**Given exercise**
Across the data below, how many lines hold "this"? Answer with that number and nothing else.

Interface markup and scripts:

----

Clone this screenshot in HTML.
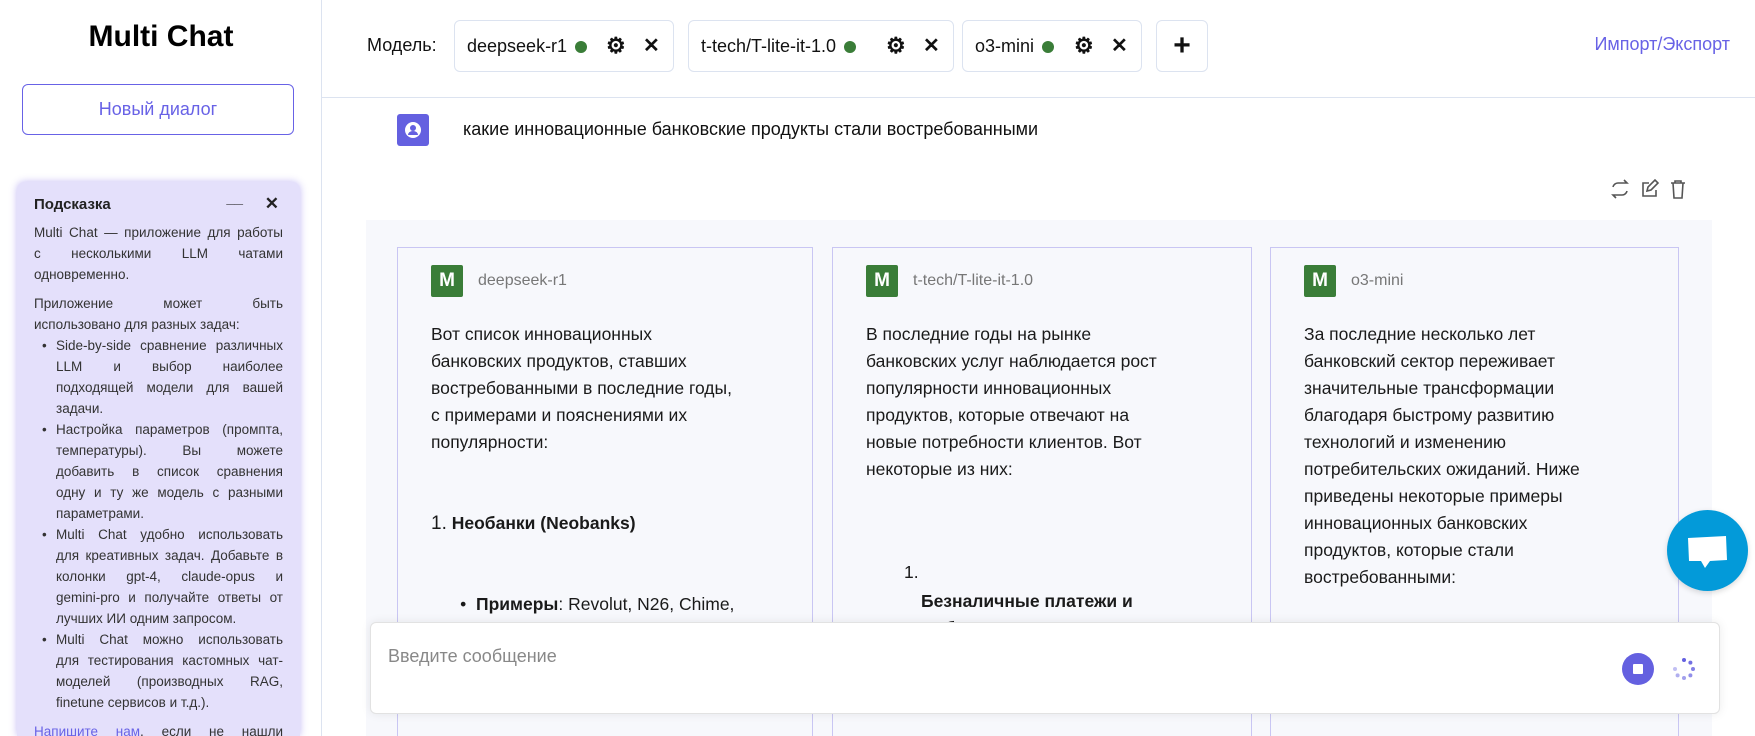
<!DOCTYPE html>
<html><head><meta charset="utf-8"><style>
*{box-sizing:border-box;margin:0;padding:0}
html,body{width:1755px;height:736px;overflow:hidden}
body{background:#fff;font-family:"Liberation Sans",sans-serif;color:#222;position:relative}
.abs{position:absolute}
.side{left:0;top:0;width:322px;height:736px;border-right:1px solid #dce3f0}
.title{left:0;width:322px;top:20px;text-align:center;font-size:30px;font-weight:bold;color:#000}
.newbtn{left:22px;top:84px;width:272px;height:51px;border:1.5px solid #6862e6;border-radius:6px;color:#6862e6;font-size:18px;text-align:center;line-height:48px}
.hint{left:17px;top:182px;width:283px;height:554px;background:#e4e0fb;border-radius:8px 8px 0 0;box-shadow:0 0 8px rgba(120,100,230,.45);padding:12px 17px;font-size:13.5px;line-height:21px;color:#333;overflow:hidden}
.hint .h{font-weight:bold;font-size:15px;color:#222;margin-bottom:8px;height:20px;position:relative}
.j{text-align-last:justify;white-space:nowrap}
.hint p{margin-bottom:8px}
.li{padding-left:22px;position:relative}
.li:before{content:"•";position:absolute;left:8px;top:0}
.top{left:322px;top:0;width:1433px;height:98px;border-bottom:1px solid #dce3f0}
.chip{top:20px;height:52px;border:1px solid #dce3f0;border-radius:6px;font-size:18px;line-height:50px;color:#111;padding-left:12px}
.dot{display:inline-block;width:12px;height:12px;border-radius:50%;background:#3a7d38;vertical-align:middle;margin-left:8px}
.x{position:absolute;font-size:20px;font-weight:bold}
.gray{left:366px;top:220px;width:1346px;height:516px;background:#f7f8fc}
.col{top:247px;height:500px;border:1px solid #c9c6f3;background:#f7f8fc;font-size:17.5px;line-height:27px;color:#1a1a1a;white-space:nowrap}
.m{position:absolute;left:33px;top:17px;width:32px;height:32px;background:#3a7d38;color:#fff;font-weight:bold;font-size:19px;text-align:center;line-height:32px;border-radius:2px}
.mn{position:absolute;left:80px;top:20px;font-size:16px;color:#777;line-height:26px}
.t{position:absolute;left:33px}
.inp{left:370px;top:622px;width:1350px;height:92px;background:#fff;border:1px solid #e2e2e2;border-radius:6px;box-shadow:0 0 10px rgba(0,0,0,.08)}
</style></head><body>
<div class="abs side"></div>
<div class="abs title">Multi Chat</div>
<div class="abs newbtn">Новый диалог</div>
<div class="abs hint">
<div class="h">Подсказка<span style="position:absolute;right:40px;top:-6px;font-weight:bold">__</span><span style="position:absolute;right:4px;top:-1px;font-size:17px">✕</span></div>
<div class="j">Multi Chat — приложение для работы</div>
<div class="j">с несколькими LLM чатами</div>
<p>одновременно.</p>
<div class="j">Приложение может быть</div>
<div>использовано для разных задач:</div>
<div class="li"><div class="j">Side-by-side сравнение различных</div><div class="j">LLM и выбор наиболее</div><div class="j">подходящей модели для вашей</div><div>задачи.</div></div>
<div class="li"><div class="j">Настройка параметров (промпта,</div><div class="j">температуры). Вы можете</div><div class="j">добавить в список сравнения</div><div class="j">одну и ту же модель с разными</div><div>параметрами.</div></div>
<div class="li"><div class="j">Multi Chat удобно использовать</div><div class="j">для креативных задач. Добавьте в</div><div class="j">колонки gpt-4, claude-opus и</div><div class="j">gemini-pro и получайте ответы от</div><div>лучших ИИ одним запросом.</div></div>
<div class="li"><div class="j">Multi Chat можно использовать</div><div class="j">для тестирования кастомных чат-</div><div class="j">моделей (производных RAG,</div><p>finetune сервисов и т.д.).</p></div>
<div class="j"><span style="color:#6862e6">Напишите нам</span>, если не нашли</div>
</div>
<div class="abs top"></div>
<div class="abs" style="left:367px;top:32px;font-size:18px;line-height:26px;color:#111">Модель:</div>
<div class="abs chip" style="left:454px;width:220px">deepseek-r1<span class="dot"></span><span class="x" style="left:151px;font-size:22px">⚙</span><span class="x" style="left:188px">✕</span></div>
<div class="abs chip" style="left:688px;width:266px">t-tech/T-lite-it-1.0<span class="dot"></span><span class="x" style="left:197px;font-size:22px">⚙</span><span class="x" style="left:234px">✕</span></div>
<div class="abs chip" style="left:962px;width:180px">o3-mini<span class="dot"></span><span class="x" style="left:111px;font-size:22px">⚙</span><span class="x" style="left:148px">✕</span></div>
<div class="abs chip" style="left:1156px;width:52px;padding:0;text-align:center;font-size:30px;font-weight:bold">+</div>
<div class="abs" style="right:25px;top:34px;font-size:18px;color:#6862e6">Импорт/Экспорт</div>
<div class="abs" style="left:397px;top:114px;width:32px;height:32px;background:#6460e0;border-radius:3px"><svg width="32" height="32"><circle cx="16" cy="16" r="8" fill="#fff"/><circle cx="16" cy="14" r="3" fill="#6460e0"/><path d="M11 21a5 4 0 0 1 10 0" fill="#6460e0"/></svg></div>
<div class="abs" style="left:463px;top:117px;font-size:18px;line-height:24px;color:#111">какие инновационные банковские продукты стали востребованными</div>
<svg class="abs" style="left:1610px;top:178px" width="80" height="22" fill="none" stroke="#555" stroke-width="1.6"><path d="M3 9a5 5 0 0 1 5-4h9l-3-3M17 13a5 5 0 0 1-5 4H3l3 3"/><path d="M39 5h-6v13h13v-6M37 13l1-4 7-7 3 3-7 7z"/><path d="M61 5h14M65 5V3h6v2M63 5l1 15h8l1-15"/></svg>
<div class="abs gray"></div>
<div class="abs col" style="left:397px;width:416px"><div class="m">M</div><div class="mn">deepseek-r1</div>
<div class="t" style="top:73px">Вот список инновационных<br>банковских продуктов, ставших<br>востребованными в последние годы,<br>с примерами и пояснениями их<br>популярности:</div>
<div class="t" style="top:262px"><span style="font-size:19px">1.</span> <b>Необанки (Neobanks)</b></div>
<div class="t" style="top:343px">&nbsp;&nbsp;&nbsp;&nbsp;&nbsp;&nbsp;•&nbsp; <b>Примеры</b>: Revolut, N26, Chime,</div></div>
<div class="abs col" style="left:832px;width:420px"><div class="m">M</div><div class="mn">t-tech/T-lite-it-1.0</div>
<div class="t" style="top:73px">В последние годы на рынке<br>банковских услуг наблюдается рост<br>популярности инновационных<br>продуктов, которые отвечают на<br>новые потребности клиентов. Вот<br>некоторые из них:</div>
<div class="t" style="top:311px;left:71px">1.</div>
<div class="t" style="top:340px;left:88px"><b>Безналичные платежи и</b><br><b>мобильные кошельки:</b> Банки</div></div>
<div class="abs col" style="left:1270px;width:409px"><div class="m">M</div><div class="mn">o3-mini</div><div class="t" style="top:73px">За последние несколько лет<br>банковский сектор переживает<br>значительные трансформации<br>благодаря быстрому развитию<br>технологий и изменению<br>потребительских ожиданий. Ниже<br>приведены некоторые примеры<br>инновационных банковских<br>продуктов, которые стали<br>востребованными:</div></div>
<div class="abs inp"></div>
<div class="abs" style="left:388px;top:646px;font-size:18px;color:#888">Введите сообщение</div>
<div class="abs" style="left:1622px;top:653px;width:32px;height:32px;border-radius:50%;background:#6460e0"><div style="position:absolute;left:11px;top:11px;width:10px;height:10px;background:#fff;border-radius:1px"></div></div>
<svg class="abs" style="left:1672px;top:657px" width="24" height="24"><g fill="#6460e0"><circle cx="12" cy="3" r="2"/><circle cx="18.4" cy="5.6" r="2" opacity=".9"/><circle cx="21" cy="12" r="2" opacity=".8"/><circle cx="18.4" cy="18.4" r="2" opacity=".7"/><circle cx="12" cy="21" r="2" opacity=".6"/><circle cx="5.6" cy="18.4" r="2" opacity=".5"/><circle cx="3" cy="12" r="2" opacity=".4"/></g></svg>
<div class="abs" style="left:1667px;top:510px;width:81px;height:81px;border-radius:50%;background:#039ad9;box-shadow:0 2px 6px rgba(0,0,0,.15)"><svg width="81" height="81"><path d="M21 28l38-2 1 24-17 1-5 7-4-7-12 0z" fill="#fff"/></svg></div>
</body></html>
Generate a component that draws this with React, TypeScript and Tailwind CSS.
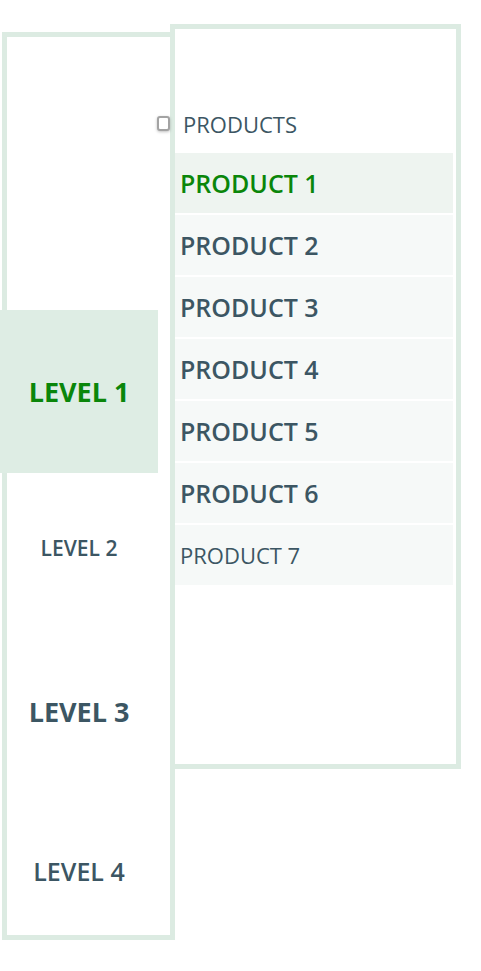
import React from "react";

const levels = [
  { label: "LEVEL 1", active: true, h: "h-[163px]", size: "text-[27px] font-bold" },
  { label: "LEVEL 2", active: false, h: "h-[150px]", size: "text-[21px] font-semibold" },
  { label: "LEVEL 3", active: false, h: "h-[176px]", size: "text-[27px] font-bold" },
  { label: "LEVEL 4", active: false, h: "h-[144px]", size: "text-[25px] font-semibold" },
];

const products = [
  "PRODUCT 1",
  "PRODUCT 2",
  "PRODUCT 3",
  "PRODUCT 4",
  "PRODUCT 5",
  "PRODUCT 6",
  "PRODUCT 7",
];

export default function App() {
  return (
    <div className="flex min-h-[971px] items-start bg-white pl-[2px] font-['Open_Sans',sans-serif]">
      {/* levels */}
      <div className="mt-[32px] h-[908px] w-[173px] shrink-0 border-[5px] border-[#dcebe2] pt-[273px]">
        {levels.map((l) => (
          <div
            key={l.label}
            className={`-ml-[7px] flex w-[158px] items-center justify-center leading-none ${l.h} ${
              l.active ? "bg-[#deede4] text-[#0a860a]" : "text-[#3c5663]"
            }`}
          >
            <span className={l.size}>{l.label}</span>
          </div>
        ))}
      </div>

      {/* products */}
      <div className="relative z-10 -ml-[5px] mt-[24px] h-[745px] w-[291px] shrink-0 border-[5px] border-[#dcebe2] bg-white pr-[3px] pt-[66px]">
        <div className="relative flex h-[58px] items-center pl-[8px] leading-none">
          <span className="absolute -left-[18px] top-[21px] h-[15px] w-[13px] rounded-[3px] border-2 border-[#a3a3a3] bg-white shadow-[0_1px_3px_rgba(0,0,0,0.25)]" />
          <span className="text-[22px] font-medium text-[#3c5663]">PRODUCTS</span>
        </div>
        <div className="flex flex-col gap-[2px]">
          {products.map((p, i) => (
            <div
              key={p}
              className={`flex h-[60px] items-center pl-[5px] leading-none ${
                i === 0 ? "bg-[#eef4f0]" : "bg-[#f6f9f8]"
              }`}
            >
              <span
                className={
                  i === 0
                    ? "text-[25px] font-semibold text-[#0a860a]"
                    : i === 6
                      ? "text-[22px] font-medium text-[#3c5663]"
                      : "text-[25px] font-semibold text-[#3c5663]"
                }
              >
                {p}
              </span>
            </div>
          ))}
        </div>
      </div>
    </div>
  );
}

----

**Exercise solution**
2